Apabila tugas-tugas ini dilepaskan dari khalifah Nabi maka kedudukannya akan
merosot menjadi pemerintahan duniawi. Ia tak dapat dipandang sebagai pusat
wewenang keagamaan. Oleh karena itu kita harus memisahkan wewenang pemerintahan
dari kekhalifahan Nabi, atau menerima kewalian pengetahuan Nabi untuk
kesesuaian dengan kedudukan itu.
Interpretasi
Ibn Abil Hadid dapat diterima apabila Amirul Mukminin hanya mengucapkan
kalimat ini saja. Tetapi, mengingat bahwa hal itu diucapkan segera setelah
pengakuan terhadap Imam Ali sebagai Khalifah, dan baru sesudah itu ada kalimat “hak
itu telah kembali kepada pemiliknya”, penafsirannya ini nampak tak beralasan.

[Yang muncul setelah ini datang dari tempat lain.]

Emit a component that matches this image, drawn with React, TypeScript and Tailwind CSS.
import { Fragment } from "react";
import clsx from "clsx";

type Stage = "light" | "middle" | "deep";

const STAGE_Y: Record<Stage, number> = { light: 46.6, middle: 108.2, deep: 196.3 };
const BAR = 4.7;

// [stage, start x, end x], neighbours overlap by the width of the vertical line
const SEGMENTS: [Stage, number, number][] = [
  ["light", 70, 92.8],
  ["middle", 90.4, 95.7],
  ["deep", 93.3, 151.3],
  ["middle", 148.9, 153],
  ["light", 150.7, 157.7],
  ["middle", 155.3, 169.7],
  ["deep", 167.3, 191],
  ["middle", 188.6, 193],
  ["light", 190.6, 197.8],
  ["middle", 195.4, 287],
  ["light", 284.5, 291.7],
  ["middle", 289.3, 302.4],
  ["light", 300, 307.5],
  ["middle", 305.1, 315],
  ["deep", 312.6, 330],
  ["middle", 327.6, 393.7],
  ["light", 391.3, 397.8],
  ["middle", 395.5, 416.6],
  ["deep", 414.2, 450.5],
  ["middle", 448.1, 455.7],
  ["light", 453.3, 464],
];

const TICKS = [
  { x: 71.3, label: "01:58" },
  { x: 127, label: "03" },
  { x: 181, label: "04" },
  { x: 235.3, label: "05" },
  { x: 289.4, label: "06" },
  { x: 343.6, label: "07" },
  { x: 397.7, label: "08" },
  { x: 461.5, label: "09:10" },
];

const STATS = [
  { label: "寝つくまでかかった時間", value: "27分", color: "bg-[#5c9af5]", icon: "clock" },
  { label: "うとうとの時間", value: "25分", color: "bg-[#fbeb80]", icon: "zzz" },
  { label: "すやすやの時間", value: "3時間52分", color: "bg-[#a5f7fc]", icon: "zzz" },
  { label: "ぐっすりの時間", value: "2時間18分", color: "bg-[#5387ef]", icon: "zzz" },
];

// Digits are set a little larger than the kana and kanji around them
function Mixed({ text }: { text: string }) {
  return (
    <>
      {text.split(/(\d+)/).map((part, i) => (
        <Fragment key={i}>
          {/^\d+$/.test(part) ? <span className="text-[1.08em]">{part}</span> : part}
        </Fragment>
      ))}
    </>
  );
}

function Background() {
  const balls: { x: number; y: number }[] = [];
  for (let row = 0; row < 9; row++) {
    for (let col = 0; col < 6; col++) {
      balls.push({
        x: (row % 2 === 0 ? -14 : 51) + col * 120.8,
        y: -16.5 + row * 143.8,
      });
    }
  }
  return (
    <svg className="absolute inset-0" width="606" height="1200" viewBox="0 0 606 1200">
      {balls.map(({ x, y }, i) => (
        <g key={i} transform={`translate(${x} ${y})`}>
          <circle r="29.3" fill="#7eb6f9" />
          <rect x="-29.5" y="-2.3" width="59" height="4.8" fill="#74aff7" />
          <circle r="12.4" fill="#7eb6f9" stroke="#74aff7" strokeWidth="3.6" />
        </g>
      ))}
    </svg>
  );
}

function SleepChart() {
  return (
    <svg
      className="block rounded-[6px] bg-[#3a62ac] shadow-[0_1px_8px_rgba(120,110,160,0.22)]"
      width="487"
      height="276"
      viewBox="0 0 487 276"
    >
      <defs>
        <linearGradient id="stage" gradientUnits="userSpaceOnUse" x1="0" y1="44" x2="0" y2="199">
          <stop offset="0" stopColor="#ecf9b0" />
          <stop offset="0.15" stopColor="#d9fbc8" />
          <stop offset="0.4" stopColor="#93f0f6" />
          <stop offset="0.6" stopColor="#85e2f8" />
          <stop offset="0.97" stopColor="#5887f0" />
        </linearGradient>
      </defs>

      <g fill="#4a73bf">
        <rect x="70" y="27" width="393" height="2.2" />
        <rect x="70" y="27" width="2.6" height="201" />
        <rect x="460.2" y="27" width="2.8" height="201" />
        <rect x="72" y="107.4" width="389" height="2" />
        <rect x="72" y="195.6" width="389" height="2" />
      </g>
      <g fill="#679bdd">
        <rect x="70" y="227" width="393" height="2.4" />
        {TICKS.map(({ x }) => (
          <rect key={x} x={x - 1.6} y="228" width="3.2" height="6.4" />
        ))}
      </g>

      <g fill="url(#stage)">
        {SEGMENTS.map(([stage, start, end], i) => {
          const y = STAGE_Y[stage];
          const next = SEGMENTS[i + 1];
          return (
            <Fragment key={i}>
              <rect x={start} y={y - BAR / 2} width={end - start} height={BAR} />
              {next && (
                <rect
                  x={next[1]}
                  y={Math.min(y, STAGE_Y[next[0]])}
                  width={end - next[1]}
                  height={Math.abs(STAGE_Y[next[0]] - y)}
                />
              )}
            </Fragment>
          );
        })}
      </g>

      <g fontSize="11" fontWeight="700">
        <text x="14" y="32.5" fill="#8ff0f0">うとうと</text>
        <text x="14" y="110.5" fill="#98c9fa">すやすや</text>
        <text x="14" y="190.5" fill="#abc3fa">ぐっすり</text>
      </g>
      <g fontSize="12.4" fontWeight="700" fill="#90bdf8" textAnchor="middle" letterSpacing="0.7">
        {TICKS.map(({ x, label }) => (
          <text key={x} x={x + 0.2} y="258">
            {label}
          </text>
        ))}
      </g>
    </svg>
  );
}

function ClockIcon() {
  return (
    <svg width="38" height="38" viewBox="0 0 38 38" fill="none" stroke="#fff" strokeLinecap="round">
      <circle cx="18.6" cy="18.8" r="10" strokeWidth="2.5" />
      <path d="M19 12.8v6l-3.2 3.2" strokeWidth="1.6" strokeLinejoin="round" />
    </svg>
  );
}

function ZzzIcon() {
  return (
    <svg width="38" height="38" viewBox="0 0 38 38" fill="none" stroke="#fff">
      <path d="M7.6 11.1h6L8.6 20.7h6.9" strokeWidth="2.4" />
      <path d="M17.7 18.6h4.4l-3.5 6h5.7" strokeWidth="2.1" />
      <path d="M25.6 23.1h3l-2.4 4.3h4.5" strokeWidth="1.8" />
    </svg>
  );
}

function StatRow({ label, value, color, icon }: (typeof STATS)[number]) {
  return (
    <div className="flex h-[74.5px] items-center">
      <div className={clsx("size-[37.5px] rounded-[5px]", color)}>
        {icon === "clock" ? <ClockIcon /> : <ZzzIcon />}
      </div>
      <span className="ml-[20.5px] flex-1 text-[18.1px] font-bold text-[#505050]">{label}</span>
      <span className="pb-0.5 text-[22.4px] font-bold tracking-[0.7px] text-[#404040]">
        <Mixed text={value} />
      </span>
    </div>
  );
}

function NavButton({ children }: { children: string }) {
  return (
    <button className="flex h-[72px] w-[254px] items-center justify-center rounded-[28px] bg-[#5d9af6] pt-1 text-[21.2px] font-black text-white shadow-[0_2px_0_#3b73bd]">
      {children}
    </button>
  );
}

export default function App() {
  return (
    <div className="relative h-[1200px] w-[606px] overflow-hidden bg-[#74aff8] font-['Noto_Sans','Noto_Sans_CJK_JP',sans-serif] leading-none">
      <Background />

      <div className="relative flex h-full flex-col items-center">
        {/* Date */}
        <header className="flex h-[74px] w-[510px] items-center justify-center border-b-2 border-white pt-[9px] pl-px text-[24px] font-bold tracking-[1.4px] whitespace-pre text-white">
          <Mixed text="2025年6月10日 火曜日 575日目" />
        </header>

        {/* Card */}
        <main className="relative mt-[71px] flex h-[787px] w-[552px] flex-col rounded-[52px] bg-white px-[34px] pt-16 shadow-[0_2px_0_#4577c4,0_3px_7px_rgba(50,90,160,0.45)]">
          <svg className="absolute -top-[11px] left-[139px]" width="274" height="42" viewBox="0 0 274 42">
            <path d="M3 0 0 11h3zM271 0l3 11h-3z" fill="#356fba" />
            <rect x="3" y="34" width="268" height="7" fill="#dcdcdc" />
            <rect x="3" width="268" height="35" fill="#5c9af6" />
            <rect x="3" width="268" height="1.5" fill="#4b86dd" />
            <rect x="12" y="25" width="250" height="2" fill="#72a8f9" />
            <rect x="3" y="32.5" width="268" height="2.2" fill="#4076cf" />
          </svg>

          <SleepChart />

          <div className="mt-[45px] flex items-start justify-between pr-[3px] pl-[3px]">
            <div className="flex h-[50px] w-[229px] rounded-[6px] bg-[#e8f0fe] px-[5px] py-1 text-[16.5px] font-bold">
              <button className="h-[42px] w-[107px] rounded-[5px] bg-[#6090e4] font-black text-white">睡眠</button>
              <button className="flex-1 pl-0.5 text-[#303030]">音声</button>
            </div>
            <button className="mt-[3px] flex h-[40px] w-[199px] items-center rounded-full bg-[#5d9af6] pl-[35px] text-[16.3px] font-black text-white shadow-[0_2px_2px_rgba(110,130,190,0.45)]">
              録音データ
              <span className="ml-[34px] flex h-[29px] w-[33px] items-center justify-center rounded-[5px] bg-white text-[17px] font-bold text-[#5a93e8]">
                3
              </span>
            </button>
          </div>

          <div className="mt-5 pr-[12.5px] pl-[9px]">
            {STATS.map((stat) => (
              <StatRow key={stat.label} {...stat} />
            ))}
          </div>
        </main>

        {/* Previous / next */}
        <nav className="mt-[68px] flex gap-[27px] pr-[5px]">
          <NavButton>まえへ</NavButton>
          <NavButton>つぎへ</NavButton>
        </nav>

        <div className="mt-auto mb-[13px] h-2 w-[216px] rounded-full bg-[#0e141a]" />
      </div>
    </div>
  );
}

Malah, wasiat Nabi itu tak dapat berarti wasiat apa pun selain kekhalifahan,
dan kewalian bukan berarti kewalian dalam harta atau pengetahuan, karena bukan
tempatnya untuk menyebutnya di sini. Kewalian itu harus berarti kewalian dalam
hak kepemimpinan yang datangnya dari Allah; bukan sekadar atas dasar
kekeluargaan tetapi atas dasar sifat-sifat kesempurnaan.